No person may effect any stabilizing transaction to facilitate any offering at
the market. Inasmuch as the selling stockholders will be reoffering and
reselling our common stock at the market, Regulation M will prohibit them from
effecting any stabilizing transaction in contravention of Regulation M with
respect to our common stock.

                                  LEGAL MATTERS

         The law firm of Warshaw Burstein Cohen Schlesinger & Kuh, LLP will give
its opinion on the validity of our common stock. As of the date of this
prospectus, certain partners and other persons associated with this law firm
beneficially own an aggregate of 12,050 shares of common stock.



                                        6



<PAGE>



                                     EXPERTS

         Ernst & Young LLP, independent auditors, have audited our consolidated
financial statements and schedules included or incorporated by reference in our
Annual report on form 10-K for the year ended May 31, 1999, as set forth in
their reports, which are incorporated by reference in this prospectus and
elsewhere in the registration statement. Our financial statements and schedules
are incorporated by reference in reliance on Ernst & Young LLP's report, given
on their authority as experts in accounting and auditing.





                                        7



<PAGE>



                                     PART II

               INFORMATION REQUIRED IN THE REGISTRATION STATEMENT


ITEM 3.  INCORPORATION OF DOCUMENTS BY REFERENCE.

         The following documents, which have been filed by Lazare Kaplan
International Inc. (the "Company") with the Securities and Exchange Commission
(the "Commission") pursuant to the Securities Exchange Act of 1934 (the
"Exchange Act") are incorporated by reference into this Registration Statement:

         (a) The Company's Annual Report on Form 10-K for the fiscal year ended
May 31, 1999.

         (b) The Company's Quarterly Report on Form 10-Q for the quarter ended
August 31, 1999.

         (c) Current Report on Form 8-K, dated November 2, 1999.

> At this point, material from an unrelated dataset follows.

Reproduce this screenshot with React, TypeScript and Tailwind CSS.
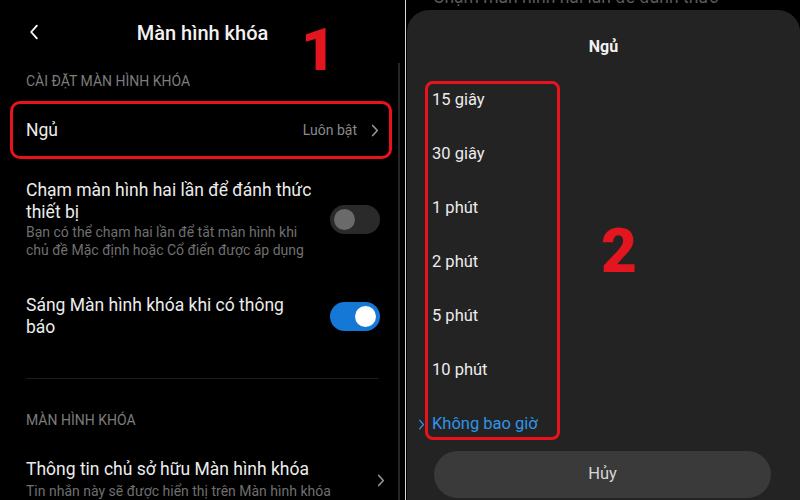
import React from 'react';

const font = { fontFamily: 'Roboto, "Noto Sans", sans-serif' };

const Chevron = ({ className }: { className?: string }) => (
  <svg viewBox="0 0 8 14" className={className} fill="none" stroke="currentColor" strokeWidth={1.6} strokeLinecap="round" strokeLinejoin="round">
    <path d="M1.5 1.5 L6.5 7 L1.5 12.5" />
  </svg>
);

const Toggle = ({ on }: { on: boolean }) => (
  <div
    className={`flex h-[29px] w-[50px] shrink-0 items-center rounded-full px-[4px] ${
      on ? 'justify-end bg-[#1578d6]' : 'justify-start bg-[#2a2a2a]'
    }`}
  >
    <div className={`h-[21px] w-[21px] rounded-full ${on ? 'bg-white' : 'bg-[#6a6a6a]'}`} />
  </div>
);

const SettingsPanel = () => (
  <div className="relative h-full w-[405px] shrink-0 bg-black">
    {/* header */}
    <div className="relative flex h-[66px] items-center justify-center">
      <Chevron className="absolute left-[28px] top-[24px] h-[16px] w-[12px] rotate-180 text-white" />
      <span className="text-[20px] font-medium text-[#f2f2f2]">Màn hình khóa</span>
    </div>
    <div className="flex h-[30px] items-center px-[26px] text-[14px] text-[#7c7c7c]">CÀI ĐẶT MÀN HÌNH KHÓA</div>

    <div className="mx-[10px] mt-[5px] flex h-[58px] w-[382px] items-center rounded-[10px] border-[3px] border-[#e8131c] pl-[13px] pr-[10px]">
      <span className="flex-1 text-[17.5px] text-[#ececec]">Ngủ</span>
      <span className="text-[14px] text-[#8a8a8a]">Luôn bật</span>
      <Chevron className="ml-[14px] h-[13px] w-[8px] text-[#9a9a9a]" />
    </div>

    <div className="mt-[20px] flex items-center pl-[26px] pr-[25px]">
      <div className="flex-1">
        <div className="text-[17.5px] leading-[22px] text-[#ececec]">
          Chạm màn hình hai lần để đánh thức
          <br />
          thiết bị
        </div>
        <div className="text-[14px] leading-[18px] text-[#6f6f6f]">
          Bạn có thể chạm hai lần để tắt màn hình khi
          <br />
          chủ đề Mặc định hoặc Cổ điển được áp dụng
        </div>
      </div>
      <Toggle on={false} />
    </div>

    <div className="mt-[35px] flex items-center pl-[26px] pr-[25px]">
      <div className="flex-1 text-[17.5px] leading-[22px] text-[#ececec]">
        Sáng Màn hình khóa khi có thông
        <br />
        báo
      </div>
      <Toggle on={true} />
    </div>

    <div className="mx-[26px] mt-[40px] h-px bg-[#1c1c1c]" />
    <div className="mt-[26px] flex h-[30px] items-center px-[26px] text-[14px] text-[#7c7c7c]">MÀN HÌNH KHÓA</div>

    <div className="mt-[23px] flex items-center pl-[26px] pr-[20px]">
      <div className="flex-1">
        <div className="text-[17.5px] leading-[22px] text-[#ececec]">Thông tin chủ sở hữu Màn hình khóa</div>
        <div className="text-[14px] leading-[22px] text-[#6f6f6f]">Tin nhắn này sẽ được hiển thị trên Màn hình khóa</div>
      </div>
      <Chevron className="h-[13px] w-[8px] text-[#9a9a9a]" />
    </div>

    {/* scrollbar */}
    <div className="absolute left-[398px] top-[63px] h-[437px] w-[2px] bg-[#262626]" />
    {/* annotation */}
    <span className="absolute left-[301px] top-[20px] text-[60px] font-black leading-none text-[#e3161f]">1</span>
  </div>
);

const options = ['15 giây', '30 giây', '1 phút', '2 phút', '5 phút', '10 phút'];

const SleepSheet = () => (
  <div className="flex h-full flex-1 flex-col bg-black">
    <div className="h-[10px] overflow-hidden px-[26px]">
      <div className="-mt-[14px] whitespace-nowrap text-[17.5px] leading-[22px] text-[#5a5a5a]">Chạm màn hình hai lần để đánh thức</div>
    </div>
    <div className="relative flex-1 rounded-t-[22px] bg-[#232323]">
      <div className="h-[63px] pt-[26px] text-center text-[16px] font-bold leading-[22px] text-[#f2f2f2]">Ngủ</div>
      {options.map((o) => (
        <div key={o} className="flex h-[54px] items-center pl-[25px] text-[16.5px] text-[#ececec]">
          {o}
        </div>
      ))}
      <div className="flex h-[54px] items-center pl-[11px] text-[16.5px] text-[#2e95ea]">
        <Chevron className="mr-[7px] h-[11px] w-[7px]" />
        Không bao giờ
      </div>
      <button className="ml-[27px] flex h-[47px] w-[337px] items-center justify-center rounded-full bg-[#3a3a3a] text-[16.5px] text-[#d6d6d6]">
        Hủy
      </button>

      {/* annotations */}
      <div className="absolute left-[18px] top-[71px] h-[359px] w-[135px] rounded-[8px] border-[3px] border-[#e8131c]" />
      <span className="absolute left-[194px] top-[210px] text-[62px] font-black leading-none text-[#e3161f]">2</span>
    </div>
  </div>
);

export default function App() {
  return (
    <div className="flex h-[500px] w-[800px] overflow-hidden bg-black" style={font}>
      <SettingsPanel />
      <div className="h-full w-px bg-[#d8d8d8]" />
      <div className="h-full w-px bg-black" />
      <SleepSheet />
    </div>
  );
}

         (d) The description of the Company's Common Stock set forth under Item
1 of the Company's Registration Statement on Form 8-A, as filed with the
Commission on September 21, 1973, which incorporates by reference the
description set forth in the Prospectus, contained in the Company's Registration
Statement on Form S-1 filed with the Commission August 28, 1972 (File No.
2-45510), under the caption "Description of Common Stock."

         All documents subsequently filed by the Company with the Commission
after the date of this Registration Statement pursuant to Sections 13(a), 13(c),
14, and 15(d) of the Exchange Act and prior to the filing of a post-effective
amendment to this Registration Statement, which indicates that all securities
offered hereby have been sold or which deregisters all securities then remaining
unsold, shall be deemed to be incorporated by reference into this Registration
Statement and to be part hereof from the date of filing such documents;
provided, however, that the documents enumerated above or subsequently filed by
the Company pursuant to Sections 13(a), 13(c), 14 and 15(d) of the Exchange Act
in each year during which the offering made by this Registration Statement is in
effect and prior to the filing with the Commission of the Company's Annual
Report on Form 10-K covering such year, shall not be deemed to be incorporated
by reference in this Registration Statement or be a part hereof from and after
the filing of such Annual Report on Form 10-K.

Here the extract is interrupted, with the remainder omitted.